Hundreds of youngsters in the area were not fully vaccinated against the trio of potentially life-threatening diseases by their fifth birthday last year, according to the latest childhood vaccination statistics.
The MMR jab protects against measles, mumps and rubella, highly infectious conditions which can have life-changing consequences.
For a child to be fully protected, they should receive two vaccinations, the first at the age of one and the second when they are three.
But NHS Digital figures show 86% of children in Peterborough were fully vaccinated by their fifth birthday in 2020-21 – below the 95% target set by the World Health Organisation.
It meant 450 children did not receive both doses of the MMR jab by age five.
The latest figures suggest significant disparities in vaccine uptake across local authority areas, with 96% of five-year-olds fully vaccinated in County Durham compared to 60% in Camden.
Measles, mumps and rubella can easily spread between unvaccinated people and can lead to serious problems including meningitis, hearing loss and problems during pregnancy.
Dr Vanessa Saliba, from the UK Health Security Agency, said anyone without two doses of the vaccination remained at risk.
She said coverage had fallen nationally due to the coronavirus pandemic, increasing the risk of a resurgence of the diseases.
Dr Saliba added: “It’s essential that parents take up the offer of MMR for their children.
“If your child has missed one or both of their MMR vaccinations, contact your GP surgery to arrange an appointment as soon as possible – it is never too late to catch up.”
Last year, 88% of infants in Peterborough had their first jab before the age of two, suggesting around 326 babies did not receive the routine immunisation.
Across England, 90% of two-year-olds and 94% of five-year-olds had received the initial vaccine in 2020-21, meaning both proportions were slightly down from the year before.

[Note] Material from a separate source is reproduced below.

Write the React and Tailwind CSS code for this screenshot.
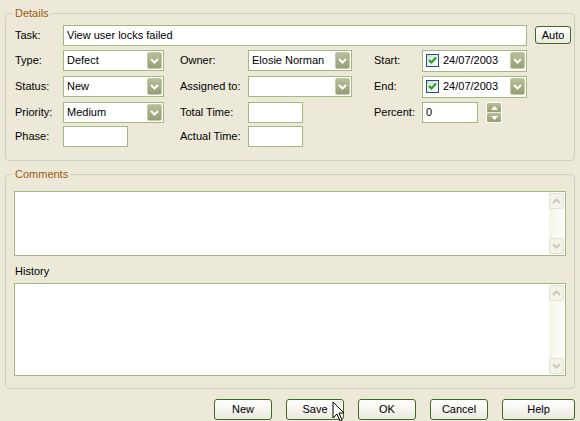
import React from "react";

const font = { fontFamily: '"Liberation Sans", Arial, sans-serif' };

function Chevron({ up = false, color = "#ffffff" }) {
  return (
    <svg width="9" height="6" viewBox="0 0 9 6">
      <polyline
        points={up ? "1,5 4.5,1.5 8,5" : "1,1 4.5,4.5 8,1"}
        fill="none"
        stroke={color}
        strokeWidth="2"
      />
    </svg>
  );
}

function DropButton() {
  return (
    <span className="flex h-[17px] w-[15px] items-center justify-center rounded-[2px] border border-[#c3c9ad] bg-gradient-to-b from-[#b7bf98] to-[#959f72]">
      <Chevron />
    </span>
  );
}

function TextBox({ w, value = "", className = "" }) {
  return (
    <div
      className={`flex h-[21px] items-center border border-[#a4b97f] bg-white pl-[3px] text-[11px] text-black ${className}`}
      style={{ width: w }}
    >
      {value}
    </div>
  );
}

function Select({ w, value = "" }) {
  return (
    <div
      className="flex h-[21px] items-center justify-between border border-[#a4b97f] bg-white pl-[3px] pr-[1px] text-[11px] text-black"
      style={{ width: w }}
    >
      <span>{value}</span>
      <DropButton />
    </div>
  );
}

function DateBox({ value }) {
  return (
    <div className="flex h-[22px] w-[105px] items-center border border-[#a4b97f] bg-white pl-[3px] pr-[1px] text-[11px] text-black">
      <span className="flex h-[13px] w-[13px] items-center justify-center border border-[#1c5180] bg-gradient-to-br from-[#dcdcd4] to-white">
        <svg width="9" height="9" viewBox="0 0 9 9">
          <polyline points="1,4 3.5,6.5 8,1.5" fill="none" stroke="#21a121" strokeWidth="2" />
        </svg>
      </span>
      <span className="ml-[4px] flex-1">{value}</span>
      <DropButton />
    </div>
  );
}

function Label({ w, children }) {
  return (
    <span className="text-[11px] text-black" style={{ width: w, display: "inline-block" }}>
      {children}
    </span>
  );
}

function ScrollBtn({ up }) {
  return (
    <span className="flex h-[16px] w-[15px] items-center justify-center rounded-[2px] border border-[#e3e0d0] bg-[#f4f2e9]">
      <Chevron up={up} color="#cbc8b9" />
    </span>
  );
}

function TextArea({ h }) {
  return (
    <div className="flex justify-end border border-[#a4b97f] bg-white p-[1px]" style={{ height: h }}>
      <div className="flex w-[15px] flex-col justify-between bg-gradient-to-r from-[#f5f4ea] to-[#fefefa]">
        <ScrollBtn up />
        <ScrollBtn />
      </div>
    </div>
  );
}

function Btn({ children, w = 58 }) {
  return (
    <button
      className="flex h-[21px] items-center justify-center rounded-[3px] border border-[#3d6b22] bg-gradient-to-b from-white to-[#ebe9df] text-[11px] text-black"
      style={{ width: w }}
    >
      {children}
    </button>
  );
}

export default function App() {
  return (
    <div className="relative h-[421px] w-[580px] overflow-hidden bg-[#ece9d8] pt-[7px]" style={font}>
      <fieldset className="mx-[5px] rounded-[4px] border border-[#d0d0bf] pb-[14px] pl-[9px]">
        <legend className="ml-[-2px] px-[2px] text-[11px] leading-[13px] text-[#99590f]">Details</legend>

        <div className="mt-[5px] flex h-[20px] items-center">
          <Label w={48}>Task:</Label>
          <TextBox w={464} value="View user locks failed" className="h-[20px]" />
          <button className="ml-[8px] flex h-[18px] w-[36px] items-center justify-center rounded-[3px] border border-[#3d6b22] bg-gradient-to-b from-white to-[#ebe9df] text-[11px] text-black">
            Auto
          </button>
        </div>

        <div className="mt-[4px] flex h-[23px] items-center">
          <Label w={48}>Type:</Label>
          <Select w={101} value="Defect" />
          <span className="w-[16px]" />
          <Label w={68}>Owner:</Label>
          <Select w={104} value="Elosie Norman" />
          <span className="w-[22px]" />
          <Label w={48}>Start:</Label>
          <DateBox value="24/07/2003" />
        </div>

        <div className="mt-[3px] flex h-[23px] items-center">
          <Label w={48}>Status:</Label>
          <Select w={101} value="New" />
          <span className="w-[16px]" />
          <Label w={68}>Assigned to:</Label>
          <Select w={104} />
          <span className="w-[22px]" />
          <Label w={48}>End:</Label>
          <DateBox value="24/07/2003" />
        </div>

        <div className="mt-[4px] flex h-[21px] items-center">
          <Label w={48}>Priority:</Label>
          <Select w={101} value="Medium" />
          <span className="w-[16px]" />
          <Label w={68}>Total Time:</Label>
          <TextBox w={55} />
          <span className="w-[71px]" />
          <Label w={48}>Percent:</Label>
          <TextBox w={56} value="0" />
          <div className="ml-[8px] flex flex-col gap-[1px] border border-white">
            <span className="flex h-[9px] w-[14px] items-center justify-center rounded-[1px] bg-gradient-to-b from-[#b7bf98] to-[#959f72]">
              <svg width="7" height="4" viewBox="0 0 7 4">
                <polygon points="0,4 3.5,0 7,4" fill="#fff" />
              </svg>
            </span>
            <span className="flex h-[9px] w-[14px] items-center justify-center rounded-[1px] bg-gradient-to-b from-[#b7bf98] to-[#959f72]">
              <svg width="7" height="4" viewBox="0 0 7 4">
                <polygon points="0,0 3.5,4 7,0" fill="#fff" />
              </svg>
            </span>
          </div>
        </div>

        <div className="mt-[3px] flex h-[20px] items-center">
          <Label w={48}>Phase:</Label>
          <TextBox w={65} className="h-[20px]" />
          <span className="w-[52px]" />
          <Label w={68}>Actual Time:</Label>
          <TextBox w={55} className="h-[20px]" />
        </div>
      </fieldset>

      <fieldset className="mx-[5px] mt-[7px] rounded-[4px] border border-[#d0d0bf] px-[8px] pb-[12px]">
        <legend className="ml-[-1px] px-[2px] text-[11px] leading-[13px] text-[#99590f]">Comments</legend>
        <div className="mt-[10px]">
          <TextArea h={65} />
        </div>
        <div className="mt-[9px] pl-[1px] text-[11px] leading-[13px] text-black">History</div>
        <div className="mt-[5px]">
          <TextArea h={93} />
        </div>
      </fieldset>

      <div className="mt-[10px] flex justify-end gap-[14px] pr-[5px]">
        <Btn>New</Btn>
        <Btn>Save</Btn>
        <Btn>OK</Btn>
        <Btn>Cancel</Btn>
        <Btn w={73}>Help</Btn>
      </div>

      <svg className="absolute left-[332px] top-[401px]" width="14" height="22" viewBox="0 0 14 22">
        <polygon points="1,1 1,17 5,13 8,20 10,19 7,12 12,12" fill="#fff" stroke="#000" strokeWidth="1" />
      </svg>
    </div>
  );
}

Around 87% of five-year-olds had received both jabs by their fifth birthday.
An NHS spokeswoman urged parents to check their child’s medical records and ensure immunisations were up to date, adding: “It’s vital that parents ensure their children are fully protected with this jab – which can ultimately save a child’s life.”
The recently launched Office for Health Improvement and Disparities, part of the Government’s Department of Health and Social Care, is working to reduce health disparities and improve access to services.